Elucidating the elevated salinity effect on removal of carbon and nitrogen in coupling aromatic degradation to anaerobic denitrification

Denitrification-dependent aromatics anaerobic degradation in saline environments have been unsuspected recently. In this study, the elevated salinity inhibition on denitrification-dependent degradation of aromatic compounds was investigated in an up-flow anaerobic fixed bed (UAFB) reactor, microbiota associated with aromatics and nitrogen conversion, and osmoregulation triggered by different salinities were also deciphered. Results showed that increasing salinity from 0% to 3% significantly limited the removal of organics and nitrate, decreasing from 72.47% to 72.20%, 25.14%, and 19.80%, respectively. The gene abundance of nirB decreased from 0.011 to 0.015% to 0.003–0.005%, inhibiting the nitrate reduction process under salt stress. Methane yield also significantly declined from 27.33 to 58.18% to 1.19–2.85%, which was attributed to acetate accumulation and increased ammonia concentration under salt stress.

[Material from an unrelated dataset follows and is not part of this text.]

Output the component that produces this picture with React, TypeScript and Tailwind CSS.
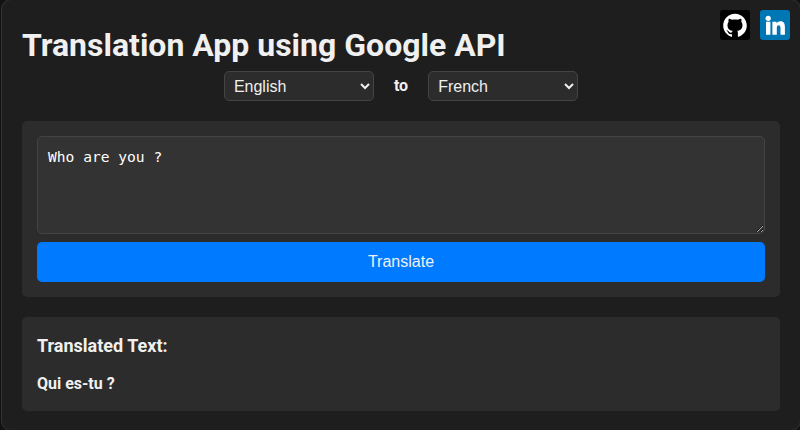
import React, { useState } from "react";

const languages = ["English", "French", "Spanish", "German", "Italian"];

function LanguageSelect({ value, onChange }: { value: string; onChange: (v: string) => void }) {
  return (
    <select
      value={value}
      onChange={(e) => onChange(e.target.value)}
      className="h-[30px] w-[150px] rounded-[5px] border border-[#444] bg-[#2c2c2c] px-[5px] font-['Liberation_Sans',Arial,sans-serif] text-[16px] leading-[18px] text-[#f0f0f0]"
    >
      {languages.map((l) => (
        <option key={l}>{l}</option>
      ))}
    </select>
  );
}

function GithubIcon() {
  return (
    <svg viewBox="0 0 30 30" className="size-[30px]" aria-label="GitHub">
      <rect width="30" height="30" rx="3" fill="#000" />
      <g transform="translate(3.2 3.5) scale(.983 .98)">
        <path
          fill="#fff"
          d="M12 .297c-6.63 0-12 5.373-12 12 0 5.303 3.438 9.8 8.205 11.385.6.113.82-.258.82-.577 0-.285-.01-1.04-.015-2.04-3.338.724-4.042-1.61-4.042-1.61C4.422 18.07 3.633 17.7 3.633 17.7c-1.087-.744.084-.729.084-.729 1.205.084 1.838 1.236 1.838 1.236 1.07 1.835 2.809 1.305 3.495.998.108-.776.417-1.305.76-1.605-2.665-.3-5.466-1.332-5.466-5.93 0-1.31.465-2.38 1.235-3.22-.135-.303-.54-1.523.105-3.176 0 0 1.005-.322 3.3 1.23.96-.267 1.98-.399 3-.405 1.02.006 2.04.138 3 .405 2.28-1.552 3.285-1.23 3.285-1.23.645 1.653.24 2.873.12 3.176.765.84 1.23 1.91 1.23 3.22 0 4.61-2.805 5.625-5.475 5.92.42.36.81 1.096.81 2.22 0 1.606-.015 2.896-.015 3.286 0 .315.21.69.825.57C20.565 22.092 24 17.592 24 12.297c0-6.627-5.373-12-12-12"
        />
      </g>
    </svg>
  );
}

function LinkedinIcon() {
  return (
    <svg viewBox="0 0 30 30" className="size-[30px]" aria-label="LinkedIn">
      <rect width="30" height="30" rx="3" fill="#0077b5" />
      <g fill="#fff">
        <circle cx="8.2" cy="8.3" r="2.6" />
        <path d="M6 11.8h4.4v13H6zM12.4 11.8h4.2v1.6c.8-1.3 2.2-2.1 3.9-2.1 3.4 0 4.4 2.3 4.4 5.9v7.6h-4.4v-6.7c0-1.9-.5-2.9-1.8-2.9-1.4 0-1.9 1.1-1.9 2.9v6.7h-4.4z" />
      </g>
    </svg>
  );
}

export default function App() {
  const [from, setFrom] = useState("English");
  const [to, setTo] = useState("French");
  const [text, setText] = useState("Who are you ?");

  return (
    <div className="h-[430px] overflow-hidden bg-[#121212] pl-px font-[Roboto,sans-serif] text-[#f0f0f0]">
      <main className="relative -mt-px h-[432px] w-[800px] rounded-[10px] border border-[#333] bg-[#1e1e1e] px-5 pt-[26px]">
        <div className="absolute right-[10px] top-[10px] flex gap-[10px]">
          <GithubIcon />
          <LinkedinIcon />
        </div>
        <h1 className="text-[32px] font-bold leading-[38px]">Translation App using Google API</h1>
        <div className="mt-[7px] flex items-center justify-center gap-5">
          <LanguageSelect value={from} onChange={setFrom} />
          <span className="pb-0.5 text-[16px] font-bold leading-[19px]">to</span>
          <LanguageSelect value={to} onChange={setTo} />
        </div>
        <section className="mt-5 h-[176px] rounded-[5px] bg-[#2c2c2c] p-[15px]">
          <textarea
            value={text}
            onChange={(e) => setText(e.target.value)}
            spellCheck={false}
            className="block h-[98px] w-full resize rounded-[5px] border border-[#444] bg-[#333] p-[10px] font-['DejaVu_Sans_Mono',monospace] text-[14.6px] leading-[19px] text-white"
          />
          <button className="mt-2 block h-10 w-full rounded-[5px] bg-[#007bff] font-['Liberation_Sans',Arial,sans-serif] text-[16px] leading-[18px] text-[#f0f0f0]">
            Translate
          </button>
        </section>
        <section className="mt-5 h-[94px] rounded-[5px] bg-[#2c2c2c] px-[15px] pt-[18px]">
          <h3 className="text-[18px] font-bold leading-[21px]">Translated Text:</h3>
          <p className="mt-[18px] text-[16px] font-bold leading-[19px]">Qui es-tu ?</p>
        </section>
      </main>
    </div>
  );
}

And the enriched genera Pelotomaculum, candidate_division_Zixibacteria, Syntrophus, Mesotoga, and candidate_division_Hyd24-12 under salt stress were involved in the salinity inhibition on methanogenesis. Increasing salinity facilitated the osmoregulation capacity of compatible solutes, and glutamate, and trehalose were dominant at 3% salinity, accompanied by Na+/K+ expulsion. It provided a deeper understanding of the simultaneous removal of carbon and nitrogen under saline stress.